## Given exercise
Below are the records; extract from them the line containing "Convert this screenshot" to the line containing "const TABS = ['赛程', '排名', '球队榜', '球员榜', '新闻', '视频'];", both lines included, exactly and with no pictures.

========

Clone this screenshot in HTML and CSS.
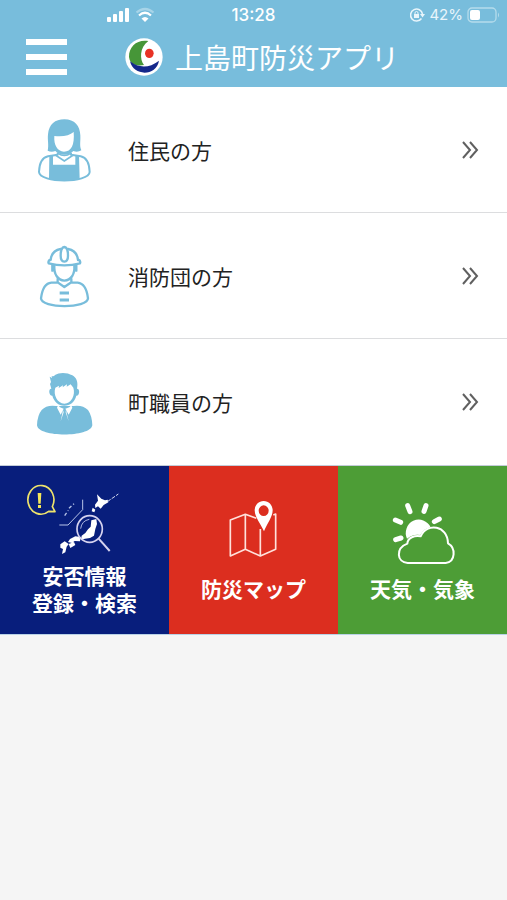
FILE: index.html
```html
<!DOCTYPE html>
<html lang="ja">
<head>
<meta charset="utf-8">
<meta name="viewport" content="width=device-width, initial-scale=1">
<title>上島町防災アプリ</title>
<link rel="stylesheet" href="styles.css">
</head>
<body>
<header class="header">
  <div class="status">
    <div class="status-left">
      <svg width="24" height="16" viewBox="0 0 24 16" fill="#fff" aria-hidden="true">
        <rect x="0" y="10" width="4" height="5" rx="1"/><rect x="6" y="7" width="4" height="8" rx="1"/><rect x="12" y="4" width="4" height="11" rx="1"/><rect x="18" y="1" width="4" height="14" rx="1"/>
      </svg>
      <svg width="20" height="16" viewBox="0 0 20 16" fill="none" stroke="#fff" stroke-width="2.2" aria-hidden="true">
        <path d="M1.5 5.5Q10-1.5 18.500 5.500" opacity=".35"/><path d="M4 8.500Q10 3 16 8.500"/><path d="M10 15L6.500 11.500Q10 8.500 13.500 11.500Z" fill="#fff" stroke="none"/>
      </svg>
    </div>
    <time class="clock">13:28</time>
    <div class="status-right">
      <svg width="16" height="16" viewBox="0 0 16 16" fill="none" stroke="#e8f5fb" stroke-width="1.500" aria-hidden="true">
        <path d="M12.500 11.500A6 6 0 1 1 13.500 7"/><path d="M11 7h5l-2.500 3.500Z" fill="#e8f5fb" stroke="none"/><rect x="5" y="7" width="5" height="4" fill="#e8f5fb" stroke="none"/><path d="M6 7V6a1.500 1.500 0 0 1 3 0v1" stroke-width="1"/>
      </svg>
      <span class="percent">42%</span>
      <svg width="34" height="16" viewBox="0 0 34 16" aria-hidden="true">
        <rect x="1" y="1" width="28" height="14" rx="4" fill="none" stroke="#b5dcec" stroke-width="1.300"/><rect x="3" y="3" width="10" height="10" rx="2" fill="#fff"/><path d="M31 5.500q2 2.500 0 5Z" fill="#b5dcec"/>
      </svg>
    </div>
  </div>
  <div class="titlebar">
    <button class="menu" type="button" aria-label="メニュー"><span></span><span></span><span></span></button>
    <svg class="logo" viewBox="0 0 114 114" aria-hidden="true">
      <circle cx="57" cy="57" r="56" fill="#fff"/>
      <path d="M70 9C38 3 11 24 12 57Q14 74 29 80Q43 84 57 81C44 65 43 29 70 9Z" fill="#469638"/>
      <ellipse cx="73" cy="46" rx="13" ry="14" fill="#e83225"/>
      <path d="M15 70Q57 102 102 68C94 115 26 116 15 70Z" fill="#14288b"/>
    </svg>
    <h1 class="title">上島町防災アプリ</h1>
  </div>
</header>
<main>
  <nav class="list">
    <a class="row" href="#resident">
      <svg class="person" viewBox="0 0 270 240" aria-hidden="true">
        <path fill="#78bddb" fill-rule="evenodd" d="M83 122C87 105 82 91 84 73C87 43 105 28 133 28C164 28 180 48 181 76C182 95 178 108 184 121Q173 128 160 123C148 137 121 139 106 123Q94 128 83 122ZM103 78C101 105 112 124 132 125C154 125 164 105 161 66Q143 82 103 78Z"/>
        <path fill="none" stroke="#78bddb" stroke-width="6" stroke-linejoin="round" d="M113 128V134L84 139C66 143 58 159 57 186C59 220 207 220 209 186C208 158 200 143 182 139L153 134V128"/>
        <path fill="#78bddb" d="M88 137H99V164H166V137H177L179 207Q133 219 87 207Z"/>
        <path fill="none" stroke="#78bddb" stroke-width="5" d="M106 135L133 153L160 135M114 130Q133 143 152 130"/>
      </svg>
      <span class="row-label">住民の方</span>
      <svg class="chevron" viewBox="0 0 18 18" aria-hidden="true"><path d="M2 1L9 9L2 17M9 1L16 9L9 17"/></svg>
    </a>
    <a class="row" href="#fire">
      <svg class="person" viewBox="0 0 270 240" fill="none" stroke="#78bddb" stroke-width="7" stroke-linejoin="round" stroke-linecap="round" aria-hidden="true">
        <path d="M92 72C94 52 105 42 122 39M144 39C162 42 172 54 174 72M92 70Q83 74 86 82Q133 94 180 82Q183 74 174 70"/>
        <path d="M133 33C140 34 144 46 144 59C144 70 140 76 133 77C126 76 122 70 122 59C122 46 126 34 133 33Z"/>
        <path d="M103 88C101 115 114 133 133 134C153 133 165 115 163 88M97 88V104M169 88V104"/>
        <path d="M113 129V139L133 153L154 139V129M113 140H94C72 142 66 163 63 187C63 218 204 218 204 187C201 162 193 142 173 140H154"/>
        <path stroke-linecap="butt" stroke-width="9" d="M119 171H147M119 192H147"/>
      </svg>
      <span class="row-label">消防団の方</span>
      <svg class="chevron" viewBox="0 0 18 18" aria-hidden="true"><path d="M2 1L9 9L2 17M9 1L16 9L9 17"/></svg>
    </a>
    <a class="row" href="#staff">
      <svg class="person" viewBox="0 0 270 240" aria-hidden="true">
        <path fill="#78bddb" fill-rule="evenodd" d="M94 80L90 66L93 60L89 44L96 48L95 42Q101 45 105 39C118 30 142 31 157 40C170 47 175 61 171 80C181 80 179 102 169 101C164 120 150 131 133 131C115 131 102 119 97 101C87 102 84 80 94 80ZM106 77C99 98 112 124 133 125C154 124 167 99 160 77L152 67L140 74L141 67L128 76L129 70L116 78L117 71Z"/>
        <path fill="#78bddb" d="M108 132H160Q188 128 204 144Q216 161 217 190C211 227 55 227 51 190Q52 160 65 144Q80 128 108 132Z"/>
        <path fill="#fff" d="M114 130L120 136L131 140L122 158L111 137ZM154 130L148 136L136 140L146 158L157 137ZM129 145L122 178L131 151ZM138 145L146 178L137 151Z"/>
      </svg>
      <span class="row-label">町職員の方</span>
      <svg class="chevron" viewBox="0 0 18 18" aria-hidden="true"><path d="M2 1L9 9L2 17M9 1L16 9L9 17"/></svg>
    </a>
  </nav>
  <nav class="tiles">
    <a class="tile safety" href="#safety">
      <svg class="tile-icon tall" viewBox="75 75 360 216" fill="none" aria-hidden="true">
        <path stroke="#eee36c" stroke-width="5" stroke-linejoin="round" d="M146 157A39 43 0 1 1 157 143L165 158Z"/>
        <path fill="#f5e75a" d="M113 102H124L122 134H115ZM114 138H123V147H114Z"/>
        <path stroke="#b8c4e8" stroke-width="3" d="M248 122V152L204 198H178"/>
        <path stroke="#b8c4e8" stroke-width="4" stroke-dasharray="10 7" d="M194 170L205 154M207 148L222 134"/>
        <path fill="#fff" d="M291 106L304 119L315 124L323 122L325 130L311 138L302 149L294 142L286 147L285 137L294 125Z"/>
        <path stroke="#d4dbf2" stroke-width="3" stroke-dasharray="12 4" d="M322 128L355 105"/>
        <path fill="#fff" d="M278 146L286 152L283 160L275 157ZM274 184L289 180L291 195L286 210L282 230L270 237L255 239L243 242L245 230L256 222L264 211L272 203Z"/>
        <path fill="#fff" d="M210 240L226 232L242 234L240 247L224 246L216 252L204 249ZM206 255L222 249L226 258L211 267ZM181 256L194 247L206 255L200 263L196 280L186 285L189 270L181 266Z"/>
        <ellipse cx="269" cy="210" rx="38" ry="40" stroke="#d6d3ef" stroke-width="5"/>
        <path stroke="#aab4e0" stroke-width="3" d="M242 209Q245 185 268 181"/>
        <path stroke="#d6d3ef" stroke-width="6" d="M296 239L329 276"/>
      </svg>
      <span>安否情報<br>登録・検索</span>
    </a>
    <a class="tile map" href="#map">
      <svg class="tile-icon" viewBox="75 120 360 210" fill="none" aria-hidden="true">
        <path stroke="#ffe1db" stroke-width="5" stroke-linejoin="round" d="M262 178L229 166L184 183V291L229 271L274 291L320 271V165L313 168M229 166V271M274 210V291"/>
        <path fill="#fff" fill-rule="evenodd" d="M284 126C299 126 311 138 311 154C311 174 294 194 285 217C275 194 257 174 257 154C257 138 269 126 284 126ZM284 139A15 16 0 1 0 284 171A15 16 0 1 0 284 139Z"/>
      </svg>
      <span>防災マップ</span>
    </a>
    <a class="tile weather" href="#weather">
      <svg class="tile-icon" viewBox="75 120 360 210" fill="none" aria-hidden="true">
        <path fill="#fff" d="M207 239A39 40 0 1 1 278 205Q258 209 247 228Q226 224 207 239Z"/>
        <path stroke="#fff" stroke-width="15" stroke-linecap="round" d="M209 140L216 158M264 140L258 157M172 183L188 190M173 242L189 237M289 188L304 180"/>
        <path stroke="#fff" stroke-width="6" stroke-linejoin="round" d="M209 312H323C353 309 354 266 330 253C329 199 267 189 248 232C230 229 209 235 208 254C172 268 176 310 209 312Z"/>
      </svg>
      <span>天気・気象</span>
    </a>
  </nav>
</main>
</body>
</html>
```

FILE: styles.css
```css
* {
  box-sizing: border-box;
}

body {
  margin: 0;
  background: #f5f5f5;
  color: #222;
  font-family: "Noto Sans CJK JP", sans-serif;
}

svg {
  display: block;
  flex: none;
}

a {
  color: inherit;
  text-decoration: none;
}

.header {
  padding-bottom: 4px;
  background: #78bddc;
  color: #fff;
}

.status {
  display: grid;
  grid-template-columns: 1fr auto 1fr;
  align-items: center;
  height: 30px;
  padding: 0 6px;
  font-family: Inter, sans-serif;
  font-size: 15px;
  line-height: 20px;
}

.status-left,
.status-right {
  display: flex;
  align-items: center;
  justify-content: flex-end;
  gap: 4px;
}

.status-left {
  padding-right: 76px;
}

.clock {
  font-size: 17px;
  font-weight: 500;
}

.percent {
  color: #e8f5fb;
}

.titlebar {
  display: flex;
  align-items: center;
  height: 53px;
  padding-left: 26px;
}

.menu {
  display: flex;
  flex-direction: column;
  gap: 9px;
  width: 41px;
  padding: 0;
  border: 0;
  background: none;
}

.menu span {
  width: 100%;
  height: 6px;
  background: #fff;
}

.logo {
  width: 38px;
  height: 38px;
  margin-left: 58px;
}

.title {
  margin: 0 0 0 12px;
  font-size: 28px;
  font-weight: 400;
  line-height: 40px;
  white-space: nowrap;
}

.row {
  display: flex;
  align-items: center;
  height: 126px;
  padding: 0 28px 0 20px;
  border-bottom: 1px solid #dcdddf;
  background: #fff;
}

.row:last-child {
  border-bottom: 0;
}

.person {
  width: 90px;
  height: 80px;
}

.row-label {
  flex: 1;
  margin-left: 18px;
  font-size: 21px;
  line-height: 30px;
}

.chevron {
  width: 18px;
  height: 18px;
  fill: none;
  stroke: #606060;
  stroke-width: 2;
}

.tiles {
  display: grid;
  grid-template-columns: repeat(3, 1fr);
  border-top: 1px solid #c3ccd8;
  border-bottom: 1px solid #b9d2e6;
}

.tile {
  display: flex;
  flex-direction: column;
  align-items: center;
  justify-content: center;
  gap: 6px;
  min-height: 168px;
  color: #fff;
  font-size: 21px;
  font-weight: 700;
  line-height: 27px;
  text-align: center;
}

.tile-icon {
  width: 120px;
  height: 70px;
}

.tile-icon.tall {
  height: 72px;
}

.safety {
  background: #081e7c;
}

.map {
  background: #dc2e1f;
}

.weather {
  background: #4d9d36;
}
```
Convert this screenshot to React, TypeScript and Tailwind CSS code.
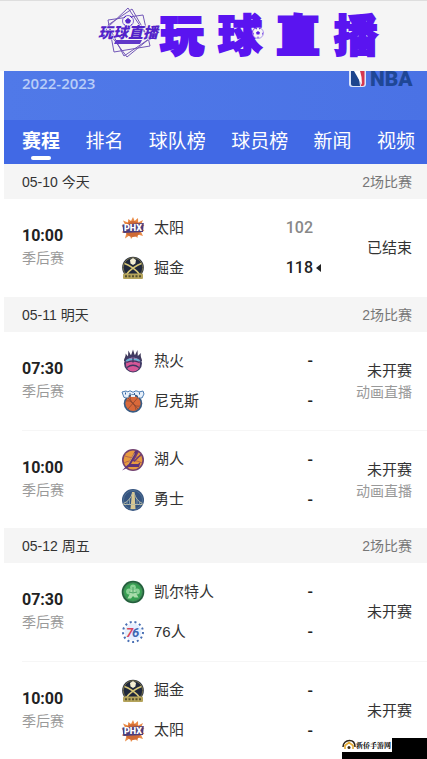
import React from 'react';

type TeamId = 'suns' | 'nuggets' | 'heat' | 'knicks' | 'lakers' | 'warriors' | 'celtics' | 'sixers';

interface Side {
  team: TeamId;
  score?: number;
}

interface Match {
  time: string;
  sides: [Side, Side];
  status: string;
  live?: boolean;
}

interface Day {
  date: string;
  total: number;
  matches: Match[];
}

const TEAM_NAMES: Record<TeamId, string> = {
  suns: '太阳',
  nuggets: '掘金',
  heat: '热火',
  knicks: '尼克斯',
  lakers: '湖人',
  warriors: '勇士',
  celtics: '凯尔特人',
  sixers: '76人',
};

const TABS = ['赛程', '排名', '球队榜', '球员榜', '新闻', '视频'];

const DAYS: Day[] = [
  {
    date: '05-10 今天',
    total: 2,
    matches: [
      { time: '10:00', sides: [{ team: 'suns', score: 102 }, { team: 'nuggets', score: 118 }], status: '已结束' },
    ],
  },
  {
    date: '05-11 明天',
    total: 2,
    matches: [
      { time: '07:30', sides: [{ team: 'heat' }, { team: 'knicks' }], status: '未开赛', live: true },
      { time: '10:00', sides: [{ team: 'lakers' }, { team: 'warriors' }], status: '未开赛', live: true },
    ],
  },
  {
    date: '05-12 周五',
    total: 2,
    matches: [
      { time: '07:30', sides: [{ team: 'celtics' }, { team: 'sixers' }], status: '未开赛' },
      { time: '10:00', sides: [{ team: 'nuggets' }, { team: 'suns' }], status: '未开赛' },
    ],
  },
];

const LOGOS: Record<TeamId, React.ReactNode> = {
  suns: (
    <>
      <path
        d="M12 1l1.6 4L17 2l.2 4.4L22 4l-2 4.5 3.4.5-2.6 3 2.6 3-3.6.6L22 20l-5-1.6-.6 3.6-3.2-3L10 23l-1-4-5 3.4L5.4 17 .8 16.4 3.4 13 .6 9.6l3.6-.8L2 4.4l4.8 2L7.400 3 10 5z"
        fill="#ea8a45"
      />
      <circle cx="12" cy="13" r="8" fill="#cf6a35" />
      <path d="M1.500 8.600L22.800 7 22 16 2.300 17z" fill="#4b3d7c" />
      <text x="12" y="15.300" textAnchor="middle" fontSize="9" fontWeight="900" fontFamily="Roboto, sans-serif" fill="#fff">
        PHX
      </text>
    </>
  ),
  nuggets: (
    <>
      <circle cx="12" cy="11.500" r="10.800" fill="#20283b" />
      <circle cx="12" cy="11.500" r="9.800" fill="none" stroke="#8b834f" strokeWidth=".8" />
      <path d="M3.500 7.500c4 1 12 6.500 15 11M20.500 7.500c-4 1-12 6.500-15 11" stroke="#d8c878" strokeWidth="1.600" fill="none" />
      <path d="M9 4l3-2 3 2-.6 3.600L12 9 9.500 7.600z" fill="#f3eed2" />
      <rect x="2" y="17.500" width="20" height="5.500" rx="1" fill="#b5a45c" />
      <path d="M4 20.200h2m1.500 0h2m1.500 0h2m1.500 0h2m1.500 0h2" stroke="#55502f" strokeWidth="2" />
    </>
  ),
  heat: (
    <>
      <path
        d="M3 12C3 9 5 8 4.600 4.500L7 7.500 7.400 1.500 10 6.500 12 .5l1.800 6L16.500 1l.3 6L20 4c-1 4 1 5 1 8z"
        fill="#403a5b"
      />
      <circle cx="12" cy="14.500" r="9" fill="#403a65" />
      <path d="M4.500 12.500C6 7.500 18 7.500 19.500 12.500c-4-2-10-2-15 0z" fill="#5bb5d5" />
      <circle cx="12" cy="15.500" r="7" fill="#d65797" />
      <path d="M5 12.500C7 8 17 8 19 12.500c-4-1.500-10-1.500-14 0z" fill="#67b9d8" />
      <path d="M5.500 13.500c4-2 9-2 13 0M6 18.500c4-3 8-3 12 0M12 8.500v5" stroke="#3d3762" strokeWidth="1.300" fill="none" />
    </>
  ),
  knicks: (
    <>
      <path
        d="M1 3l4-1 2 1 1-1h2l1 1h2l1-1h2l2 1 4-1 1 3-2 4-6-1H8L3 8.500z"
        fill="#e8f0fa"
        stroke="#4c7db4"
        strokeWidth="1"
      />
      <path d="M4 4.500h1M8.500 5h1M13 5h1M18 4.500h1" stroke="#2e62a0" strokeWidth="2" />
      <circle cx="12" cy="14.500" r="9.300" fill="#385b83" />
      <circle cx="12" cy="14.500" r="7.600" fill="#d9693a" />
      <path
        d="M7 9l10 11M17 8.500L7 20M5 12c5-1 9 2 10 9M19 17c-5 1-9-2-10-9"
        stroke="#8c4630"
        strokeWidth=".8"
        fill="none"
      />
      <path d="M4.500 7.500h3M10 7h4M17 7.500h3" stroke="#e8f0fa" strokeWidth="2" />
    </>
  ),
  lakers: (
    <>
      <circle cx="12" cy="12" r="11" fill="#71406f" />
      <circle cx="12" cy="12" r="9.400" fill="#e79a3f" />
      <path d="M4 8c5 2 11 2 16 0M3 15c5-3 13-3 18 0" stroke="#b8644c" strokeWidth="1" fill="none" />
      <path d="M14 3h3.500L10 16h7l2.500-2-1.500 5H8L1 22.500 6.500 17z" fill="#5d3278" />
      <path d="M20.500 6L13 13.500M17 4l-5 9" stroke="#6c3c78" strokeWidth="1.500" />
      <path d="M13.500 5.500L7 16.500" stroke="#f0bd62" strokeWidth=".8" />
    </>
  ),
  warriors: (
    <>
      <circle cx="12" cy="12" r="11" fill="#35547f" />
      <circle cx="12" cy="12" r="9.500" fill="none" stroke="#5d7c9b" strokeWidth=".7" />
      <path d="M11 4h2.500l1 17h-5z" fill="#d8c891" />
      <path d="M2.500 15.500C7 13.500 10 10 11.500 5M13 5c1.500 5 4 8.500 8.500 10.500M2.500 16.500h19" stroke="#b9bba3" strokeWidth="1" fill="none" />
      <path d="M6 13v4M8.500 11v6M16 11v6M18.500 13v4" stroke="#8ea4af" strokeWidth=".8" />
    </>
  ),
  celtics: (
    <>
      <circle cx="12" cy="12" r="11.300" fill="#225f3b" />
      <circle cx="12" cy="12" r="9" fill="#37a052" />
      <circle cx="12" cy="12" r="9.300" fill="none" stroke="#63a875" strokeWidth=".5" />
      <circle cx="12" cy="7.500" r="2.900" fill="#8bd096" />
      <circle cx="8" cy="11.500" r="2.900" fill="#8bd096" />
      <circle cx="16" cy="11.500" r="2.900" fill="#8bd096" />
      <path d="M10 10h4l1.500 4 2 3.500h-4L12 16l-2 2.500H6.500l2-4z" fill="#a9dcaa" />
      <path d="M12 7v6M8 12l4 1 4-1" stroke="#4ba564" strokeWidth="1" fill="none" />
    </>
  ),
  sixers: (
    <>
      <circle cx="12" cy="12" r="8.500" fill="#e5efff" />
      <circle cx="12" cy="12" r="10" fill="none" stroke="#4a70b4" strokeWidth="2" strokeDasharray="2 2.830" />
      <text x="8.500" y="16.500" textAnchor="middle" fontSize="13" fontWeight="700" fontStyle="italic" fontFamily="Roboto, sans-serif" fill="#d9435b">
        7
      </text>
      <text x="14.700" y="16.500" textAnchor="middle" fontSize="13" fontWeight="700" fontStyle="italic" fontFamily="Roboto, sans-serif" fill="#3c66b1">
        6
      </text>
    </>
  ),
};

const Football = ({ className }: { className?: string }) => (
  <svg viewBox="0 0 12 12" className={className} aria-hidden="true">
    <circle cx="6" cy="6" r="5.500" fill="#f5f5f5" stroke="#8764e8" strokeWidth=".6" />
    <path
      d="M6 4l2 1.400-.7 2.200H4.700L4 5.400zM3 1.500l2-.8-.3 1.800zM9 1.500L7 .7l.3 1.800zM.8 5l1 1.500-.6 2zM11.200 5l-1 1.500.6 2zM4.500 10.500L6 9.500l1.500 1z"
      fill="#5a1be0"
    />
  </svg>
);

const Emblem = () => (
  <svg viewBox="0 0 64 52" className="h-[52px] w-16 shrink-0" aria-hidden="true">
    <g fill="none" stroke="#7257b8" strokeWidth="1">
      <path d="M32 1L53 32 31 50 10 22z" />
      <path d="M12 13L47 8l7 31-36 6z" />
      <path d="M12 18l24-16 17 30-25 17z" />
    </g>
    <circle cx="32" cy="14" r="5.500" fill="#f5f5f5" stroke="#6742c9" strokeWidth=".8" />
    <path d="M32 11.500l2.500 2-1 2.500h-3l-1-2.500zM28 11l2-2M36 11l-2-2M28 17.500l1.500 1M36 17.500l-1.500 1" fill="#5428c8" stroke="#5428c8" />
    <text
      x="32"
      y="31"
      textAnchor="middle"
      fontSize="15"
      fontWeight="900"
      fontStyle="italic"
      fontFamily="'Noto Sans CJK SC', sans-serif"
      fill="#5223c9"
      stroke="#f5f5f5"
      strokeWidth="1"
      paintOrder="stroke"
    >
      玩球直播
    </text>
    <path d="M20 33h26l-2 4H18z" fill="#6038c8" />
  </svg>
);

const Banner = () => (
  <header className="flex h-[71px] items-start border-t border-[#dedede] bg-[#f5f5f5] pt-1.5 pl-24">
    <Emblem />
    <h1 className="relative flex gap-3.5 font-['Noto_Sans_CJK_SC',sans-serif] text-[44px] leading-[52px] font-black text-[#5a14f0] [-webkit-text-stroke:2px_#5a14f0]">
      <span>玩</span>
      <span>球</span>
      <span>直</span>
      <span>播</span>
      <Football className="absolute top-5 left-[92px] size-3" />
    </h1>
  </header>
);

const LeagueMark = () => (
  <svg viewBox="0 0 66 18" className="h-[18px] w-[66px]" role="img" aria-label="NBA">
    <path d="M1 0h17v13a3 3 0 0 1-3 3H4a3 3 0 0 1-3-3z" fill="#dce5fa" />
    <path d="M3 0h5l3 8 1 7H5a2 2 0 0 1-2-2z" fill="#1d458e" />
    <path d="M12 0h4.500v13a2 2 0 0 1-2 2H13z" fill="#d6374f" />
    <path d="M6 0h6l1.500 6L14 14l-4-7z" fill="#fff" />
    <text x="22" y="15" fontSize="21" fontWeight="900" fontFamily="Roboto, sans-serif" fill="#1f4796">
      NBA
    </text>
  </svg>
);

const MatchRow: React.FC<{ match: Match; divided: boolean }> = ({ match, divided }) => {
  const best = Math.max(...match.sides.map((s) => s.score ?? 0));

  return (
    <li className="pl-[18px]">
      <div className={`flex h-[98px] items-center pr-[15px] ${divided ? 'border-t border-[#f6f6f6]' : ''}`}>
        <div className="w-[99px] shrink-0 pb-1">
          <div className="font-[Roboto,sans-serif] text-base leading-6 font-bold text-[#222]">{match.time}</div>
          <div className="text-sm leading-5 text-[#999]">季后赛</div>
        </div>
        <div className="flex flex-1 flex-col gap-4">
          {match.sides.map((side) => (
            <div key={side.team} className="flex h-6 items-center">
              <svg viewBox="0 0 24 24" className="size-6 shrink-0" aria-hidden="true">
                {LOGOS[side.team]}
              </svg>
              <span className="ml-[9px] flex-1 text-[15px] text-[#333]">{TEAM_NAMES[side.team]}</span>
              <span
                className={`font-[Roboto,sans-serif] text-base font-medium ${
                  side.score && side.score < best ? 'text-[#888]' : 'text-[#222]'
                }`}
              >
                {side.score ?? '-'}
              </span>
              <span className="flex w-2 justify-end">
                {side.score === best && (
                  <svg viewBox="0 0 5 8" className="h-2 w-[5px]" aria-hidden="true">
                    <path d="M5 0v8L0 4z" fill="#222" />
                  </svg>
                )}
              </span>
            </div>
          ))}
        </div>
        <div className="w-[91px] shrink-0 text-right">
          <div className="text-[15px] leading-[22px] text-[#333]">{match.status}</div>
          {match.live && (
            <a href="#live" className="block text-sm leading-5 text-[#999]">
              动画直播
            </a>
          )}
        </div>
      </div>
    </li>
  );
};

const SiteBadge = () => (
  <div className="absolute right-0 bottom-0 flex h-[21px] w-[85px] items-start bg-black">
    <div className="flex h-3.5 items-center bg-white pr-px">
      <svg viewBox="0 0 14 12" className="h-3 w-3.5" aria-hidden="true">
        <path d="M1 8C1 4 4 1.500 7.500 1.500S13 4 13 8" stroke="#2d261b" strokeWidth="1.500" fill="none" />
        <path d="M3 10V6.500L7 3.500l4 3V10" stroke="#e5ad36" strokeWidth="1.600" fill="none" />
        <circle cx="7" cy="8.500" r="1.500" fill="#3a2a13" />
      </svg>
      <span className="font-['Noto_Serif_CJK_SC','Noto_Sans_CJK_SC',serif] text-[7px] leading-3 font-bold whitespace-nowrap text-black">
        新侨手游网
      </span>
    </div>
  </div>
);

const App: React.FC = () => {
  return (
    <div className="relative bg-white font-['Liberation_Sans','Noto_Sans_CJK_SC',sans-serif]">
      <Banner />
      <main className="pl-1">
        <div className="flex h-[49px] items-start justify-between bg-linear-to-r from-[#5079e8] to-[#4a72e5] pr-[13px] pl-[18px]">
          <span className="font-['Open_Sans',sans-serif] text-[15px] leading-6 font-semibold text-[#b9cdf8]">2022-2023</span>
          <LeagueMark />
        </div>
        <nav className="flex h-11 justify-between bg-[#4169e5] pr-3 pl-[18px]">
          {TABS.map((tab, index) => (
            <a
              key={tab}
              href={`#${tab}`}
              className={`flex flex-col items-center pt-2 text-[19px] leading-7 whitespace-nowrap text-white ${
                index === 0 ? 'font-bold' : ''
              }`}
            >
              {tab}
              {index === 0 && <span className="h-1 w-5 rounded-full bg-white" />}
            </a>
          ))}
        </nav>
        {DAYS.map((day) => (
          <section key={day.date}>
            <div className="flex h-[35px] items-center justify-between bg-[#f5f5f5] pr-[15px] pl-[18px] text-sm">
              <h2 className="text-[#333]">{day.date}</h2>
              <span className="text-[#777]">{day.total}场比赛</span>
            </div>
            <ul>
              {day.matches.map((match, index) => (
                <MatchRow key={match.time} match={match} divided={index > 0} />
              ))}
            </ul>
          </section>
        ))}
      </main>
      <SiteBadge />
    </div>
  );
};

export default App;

========

## Task solution
Convert this screenshot to React, TypeScript and Tailwind CSS code.
import React from 'react';

type TeamId = 'suns' | 'nuggets' | 'heat' | 'knicks' | 'lakers' | 'warriors' | 'celtics' | 'sixers';

interface Side {
  team: TeamId;
  score?: number;
}

interface Match {
  time: string;
  sides: [Side, Side];
  status: string;
  live?: boolean;
}

interface Day {
  date: string;
  total: number;
  matches: Match[];
}

const TEAM_NAMES: Record<TeamId, string> = {
  suns: '太阳',
  nuggets: '掘金',
  heat: '热火',
  knicks: '尼克斯',
  lakers: '湖人',
  warriors: '勇士',
  celtics: '凯尔特人',
  sixers: '76人',
};

const TABS = ['赛程', '排名', '球队榜', '球员榜', '新闻', '视频'];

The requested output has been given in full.